Alors que le mouvement #MeToo a relativement épargné le jeu vidéo, de nombreuses professionnelles du secteur interrogées par Le Monde évoquent un milieu sexiste à la parole cadenassée. D’une manière générale, plusieurs enquêtes publiées depuis la fin d’année 2017 par Le Monde, Mediapart, Canard PC ou encore Gamekult, et l’apparition d’associations comme le Rassemblement inclusif du jeu vidéo (RIJV) et du Syndicat des travailleurs du jeu vidéo (STJV) ont mis en lumière les nombreux manquements des studios français au droit du travail : management chaotique, surcharge de travail, bas salaires, etc.
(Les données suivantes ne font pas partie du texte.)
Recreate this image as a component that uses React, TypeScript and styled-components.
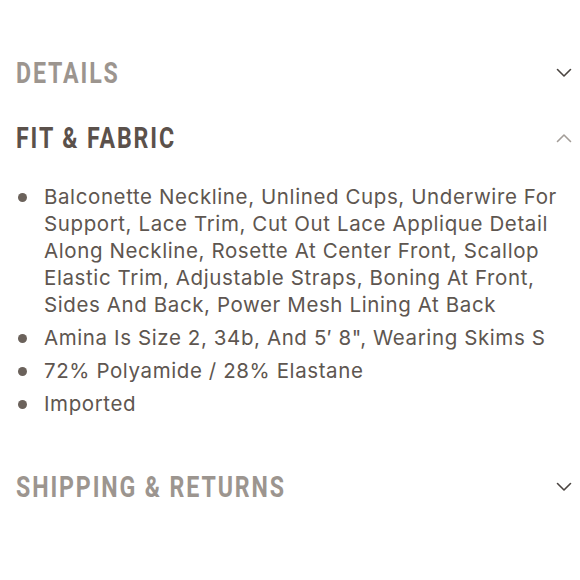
import React from 'react';
import styled, { createGlobalStyle } from 'styled-components';

const GlobalStyle = createGlobalStyle`
  html, body {
    margin: 0;
    padding: 0;
    background: #ffffff;
  }
`;

type Section = {
  title: string;
  open: boolean;
  items?: string[];
};

const sections: Section[] = [
  { title: 'DETAILS', open: false },
  {
    title: 'FIT & FABRIC',
    open: true,
    items: [
      'Balconette Neckline, Unlined Cups, Underwire For Support, Lace Trim, Cut Out Lace Applique Detail Along Neckline, Rosette At Center Front, Scallop Elastic Trim, Adjustable Straps, Boning At Front, Sides And Back, Power Mesh Lining At Back',
      'Amina Is Size 2, 34b, And 5\u2032 8", Wearing Skims S',
      '72% Polyamide / 28% Elastane',
      'Imported',
    ],
  },
  { title: 'SHIPPING & RETURNS', open: false },
];

const Chevron: React.FC<{ up: boolean }> = ({ up }) => (
  <ChevronSvg width="16" height="10" viewBox="0 0 16 10" $up={up}>
    <path
      d={up ? 'M1.5 8.5 L8 2 L14.5 8.5' : 'M1.5 1.5 L8 8 L14.5 1.5'}
      fill="none"
      stroke="currentColor"
      strokeWidth="1.6"
      strokeLinecap="round"
      strokeLinejoin="round"
    />
  </ChevronSvg>
);

const App: React.FC = () => {
  return (
    <Page>
      <GlobalStyle />
      {sections.map((s) => (
        <Block key={s.title}>
          <Header>
            <Title $open={s.open}>{s.title}</Title>
            <Chevron up={s.open} />
          </Header>
          {s.items && (
            <List>
              {s.items.map((item) => (
                <Item key={item}>
                  <Dot />
                  <ItemText>{item}</ItemText>
                </Item>
              ))}
            </List>
          )}
        </Block>
      ))}
    </Page>
  );
};

const Page = styled.div`
  width: 580px;
  height: 580px;
  box-sizing: border-box;
  padding: 40px 6px 0 16px;
  display: flex;
  flex-direction: column;
  overflow: hidden;
`;

const Block = styled.div`
  display: flex;
  flex-direction: column;
`;

const Header = styled.div`
  height: 65px;
  display: flex;
  align-items: center;
  justify-content: space-between;
`;

const Title = styled.div<{ $open: boolean }>`
  font-family: Roboto, 'Liberation Sans', sans-serif;
  font-weight: 700;
  font-size: 29.5px;
  letter-spacing: 2.4px;
  white-space: nowrap;
  transform: scaleX(0.785);
  transform-origin: left center;
  color: ${(p) => (p.$open ? '#5b514b' : '#9c958f')};
`;

const ChevronSvg = styled.svg<{ $up: boolean }>`
  color: ${(p) => (p.$up ? '#a39d98' : '#4a4440')};
  margin-right: 2px;
`;

const List = styled.ul`
  list-style: none;
  margin: 13px 0 37px 0;
  padding: 0;
  display: flex;
  flex-direction: column;
  gap: 6px;
`;

const Item = styled.li`
  display: flex;
  align-items: flex-start;
`;

const Dot = styled.span`
  flex: none;
  width: 9px;
  height: 9px;
  border-radius: 50%;
  background: #6b625b;
  margin: 10px 17px 0 2px;
`;

const ItemText = styled.span`
  font-family: Inter, 'Liberation Sans', sans-serif;
  font-size: 20.5px;
  letter-spacing: 0.6px;
  line-height: 27px;
  color: #5e5650;
`;

export default App;
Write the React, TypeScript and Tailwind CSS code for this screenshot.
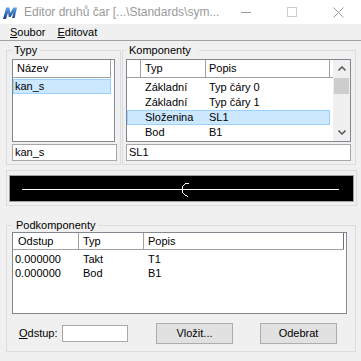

A la mi-février, un studio de jeu vidéo français s’est mis en grève, une première en sept ans. Alexis Corbière, porte-parole de La France insoumise, a interpellé le gouvernement en invoquant un « mal-être profond et constant dans cette industrie ».

Après avoir dans un premier temps écarté ces questions, Denis Masseglia, député La République en marche à l’origine du groupe d’étude sur le jeu vidéo, initialement censé défendre les intérêts des industriels, a déclaré mardi 6 mars que parmi ses chantiers figuraient « aussi la question des salaires et des conditions de travail. », tout en rappelant que le rôle du groupe n’est pas de légiférer. De son côté, le Syndicat national du jeu vidéo (SNJV), qui compte essentiellement des dirigeants et des cadres de studios, a déclaré vouloir travailler à « identifier les freins à l’épanouissement des salariés ».